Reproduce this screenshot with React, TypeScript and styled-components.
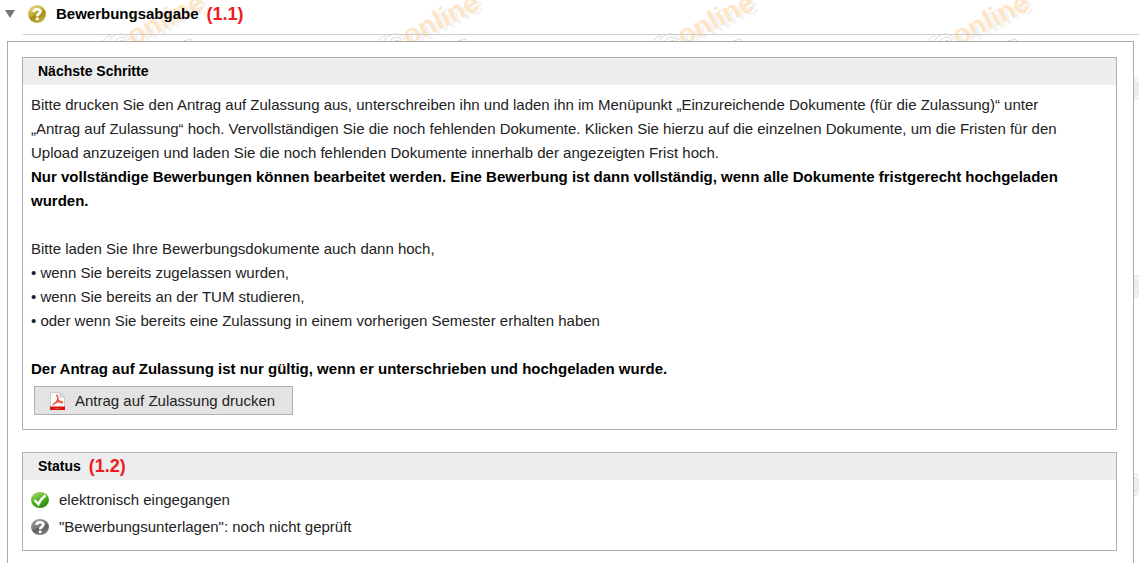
import React from "react";
import styled, { createGlobalStyle } from "styled-components";

const GlobalStyle = createGlobalStyle`
  body {
    margin: 0;
    background: #fff;
    color: #222;
    font: 15px/24px "Liberation Sans", Arial, sans-serif;
  }
`;

const Page = styled.main`
  position: relative;
  padding: 0 5px 0 7px;
`;

const Backdrop = styled.svg`
  position: absolute;
  inset: 0;
  width: 100%;
  height: 100%;
  z-index: -1;
`;

const TitleBar = styled.header`
  display: flex;
  align-items: center;
  height: 28px;
  margin: 0 -5px 0 -2px;
`;

const Toggle = styled.button`
  display: flex;
  align-items: center;
  padding: 0;
  border: 0;
  background: none;
  color: #000;
  font: bold 15px/24px "Liberation Sans", Arial, sans-serif;

  svg:nth-of-type(2) {
    margin: 0 10px 0 13px;
  }
`;

const Marker = styled.span`
  margin-left: 8px;
  color: #ed1c24;
  font: bold 18px/20px "Liberation Sans", Arial, sans-serif;
`;

const Divider = styled.hr`
  height: 1px;
  margin: 6px -5px 6px 16px;
  border: 0;
  background: #ccc;
`;

const Panel = styled.section`
  display: flex;
  flex-direction: column;
  gap: 22px;
  padding: 15px 16px 12px 14px;
  border: solid #aaa;
  border-width: 1px 1px 0;
  background: #fff;
`;

const Card = styled.section`
  border: 1px solid #b0b0b0;
  background: #fff;
`;

const CardHeader = styled.div`
  display: flex;
  align-items: center;
  height: 25px;
  padding: 0 0 2px 15px;
  background: #ededed;
`;

const CardTitle = styled.h2`
  margin: 0;
  color: #000;
  font-size: 14px;
  line-height: 24px;
`;

const CardBody = styled.div`
  padding: 8px 8px 14px;
`;

const Paragraph = styled.p`
  margin: 0 0 24px;
  strong {
    color: #000;
  }
`;

const Closing = styled(Paragraph)`
  margin-bottom: 5px;
`;

const PrintButton = styled.button`
  display: flex;
  align-items: center;
  gap: 8px;
  height: 29px;
  margin-left: 3px;
  padding: 0 17px 0 14px;
  border: 1px solid #b0b0b0;
  background: #e3e3e3;
  color: #222;
  font: inherit;
`;

const StatusList = styled.ul`
  margin: 0;
  padding: 6px 8px 10px;
  list-style: none;
`;

const StatusItem = styled.li`
  display: flex;
  align-items: center;
  gap: 10px;
  height: 27px;
`;

function Watermark() {
  return (
    <Backdrop aria-hidden="true">
      <defs>
        <pattern id="wm" width="275" height="198" patternUnits="userSpaceOnUse">
          <g
            transform="translate(133 46) rotate(-27)"
            fontFamily="Liberation Sans, Arial, sans-serif"
            fontWeight="bold"
            fontSize="28"
          >
            <text x="3" y="4" fill="#f4f4f4">online</text>
            <text x="0" y="0" fill="#fee5c6">online</text>
          </g>
          <g fill="none" stroke="#d8d8d8">
            <path d="M102 42q5-7 9-6M108 42q6-9 14-8q6 1 7 6M114 42q5-7 11-4l2 3M119 42q3-3 5-1M183 41l8-2 1 3" />
          </g>
        </pattern>
        <pattern id="wm-edge" width="275" height="198" x="1131" y="77" patternUnits="userSpaceOnUse">
          <g fill="#eee" stroke="#dedede">
            <path d="M0 1q13-2 13 9t-13 14" fill="#f8f8f8" />
            <ellipse cx="4" cy="12" rx="5" ry="7" />
          </g>
        </pattern>
      </defs>
      <rect width="100%" height="42" fill="url(#wm)" />
      <rect y="42" width="100%" height="100%" fill="url(#wm-edge)" />
    </Backdrop>
  );
}

function QuestionIcon({ tone }: { tone: "gold" | "gray" }) {
  const gold = tone === "gold";
  const id = `ball-${tone}`;
  return (
    <svg width="18" height="18" viewBox="0 0 18 18" aria-hidden="true">
      <defs>
        <linearGradient id={id} x1="0.2" y1="0" x2="0.7" y2="1">
          <stop offset="0" stopColor={gold ? "#e9df8b" : "#a2a2a2"} />
          <stop offset="0.5" stopColor={gold ? "#bda52b" : "#777"} />
          <stop offset="0.55" stopColor={gold ? "#a48b13" : "#5c5c5c"} />
          <stop offset="1" stopColor={gold ? "#c9b544" : "#808080"} />
        </linearGradient>
      </defs>
      <ellipse cx="9" cy="9" rx="9" ry={gold ? 9 : 8} fill={`url(#${id})`} />
      <path d="M5.6 7C5.8 3.5 12.4 3.3 12.4 6.6c0 2.4-3.2 2.2-3.2 4.6" fill="none" stroke="#fff" strokeWidth="2.7" />
      <circle cx="9.2" cy="13.8" r="1.5" fill="#fff" />
    </svg>
  );
}

function CheckIcon() {
  return (
    <svg width="18" height="18" viewBox="0 0 18 18" aria-hidden="true">
      <defs>
        <linearGradient id="ball-green" x1="0.2" y1="0" x2="0.7" y2="1">
          <stop offset="0" stopColor="#a4dc68" />
          <stop offset="0.5" stopColor="#4fae22" />
          <stop offset="1" stopColor="#2b8d0c" />
        </linearGradient>
      </defs>
      <ellipse cx="9" cy="9" rx="9" ry="8" fill="url(#ball-green)" />
      <path d="M3.6 9l3.8 4.2c1.6-3.6 4-6.6 7.2-9" fill="none" stroke="#fff" strokeWidth="2.5" />
    </svg>
  );
}

function PdfIcon() {
  return (
    <svg width="18" height="18" viewBox="0 0 18 18" aria-hidden="true">
      <path d="M1.5.5h9.5l4.5 4.5v13h-14z" fill="#fafafa" stroke="#ccc" />
      <path d="M11 .5v4.5h4.5z" fill="#ddd" stroke="#c8c8c8" />
      <path d="M7.6 2.6c2.6 4 1.8 6.4-3.8 10.4M8.6 6.4c.8 2.6 2.4 4 5.4 4.6M5.6 11.2c2.4-1.6 5-2 8-1.4" fill="none" stroke="#f0523f" strokeWidth="1.5" />
      <path d="M1 14.5h15v3.5H1z" fill="#dc1414" />
      <path d="M6 16.5h5" stroke="#e8483c" />
    </svg>
  );
}

export default function App() {
  return (
    <>
      <GlobalStyle />
      <Page>
        <Watermark />
        <TitleBar>
          <Toggle type="button" aria-expanded="true">
            <svg width="10" height="8" viewBox="0 0 10 8" aria-hidden="true">
              <path d="M0 0h10L5 8z" fill="#777" />
            </svg>
            <QuestionIcon tone="gold" />
            Bewerbungsabgabe
          </Toggle>
          <Marker>(1.1)</Marker>
        </TitleBar>
        <Divider />
        <Panel>
          <Card>
            <CardHeader>
              <CardTitle>Nächste Schritte</CardTitle>
            </CardHeader>
            <CardBody>
              <Paragraph>
                Bitte drucken Sie den Antrag auf Zulassung aus, unterschreiben ihn und laden ihn im Menüpunkt
                „Einzureichende Dokumente (für die Zulassung)“ unter
                <br />
                „Antrag auf Zulassung“ hoch. Vervollständigen Sie die noch fehlenden Dokumente. Klicken Sie hierzu auf
                die einzelnen Dokumente, um die Fristen für den
                <br />
                Upload anzuzeigen und laden Sie die noch fehlenden Dokumente innerhalb der angezeigten Frist hoch.
                <br />
                <strong>
                  Nur vollständige Bewerbungen können bearbeitet werden. Eine Bewerbung ist dann vollständig, wenn
                  alle Dokumente fristgerecht hochgeladen
                  <br />
                  wurden.
                </strong>
              </Paragraph>
              <Paragraph>
                Bitte laden Sie Ihre Bewerbungsdokumente auch dann hoch,
                <br />
                • wenn Sie bereits zugelassen wurden,
                <br />
                • wenn Sie bereits an der TUM studieren,
                <br />
                • oder wenn Sie bereits eine Zulassung in einem vorherigen Semester erhalten haben
              </Paragraph>
              <Closing>
                <strong>Der Antrag auf Zulassung ist nur gültig, wenn er unterschrieben und hochgeladen wurde.</strong>
              </Closing>
              <PrintButton type="button">
                <PdfIcon />
                Antrag auf Zulassung drucken
              </PrintButton>
            </CardBody>
          </Card>
          <Card>
            <CardHeader>
              <CardTitle>Status</CardTitle>
              <Marker>(1.2)</Marker>
            </CardHeader>
            <StatusList>
              <StatusItem>
                <CheckIcon />
                elektronisch eingegangen
              </StatusItem>
              <StatusItem>
                <QuestionIcon tone="gray" />
                "Bewerbungsunterlagen": noch nicht geprüft
              </StatusItem>
            </StatusList>
          </Card>
        </Panel>
      </Page>
    </>
  );
}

WORK REQUIRED => Return every line above that contains the word "components".

RESULT =>
Reproduce this screenshot with React, TypeScript and styled-components.
import styled, { createGlobalStyle } from "styled-components";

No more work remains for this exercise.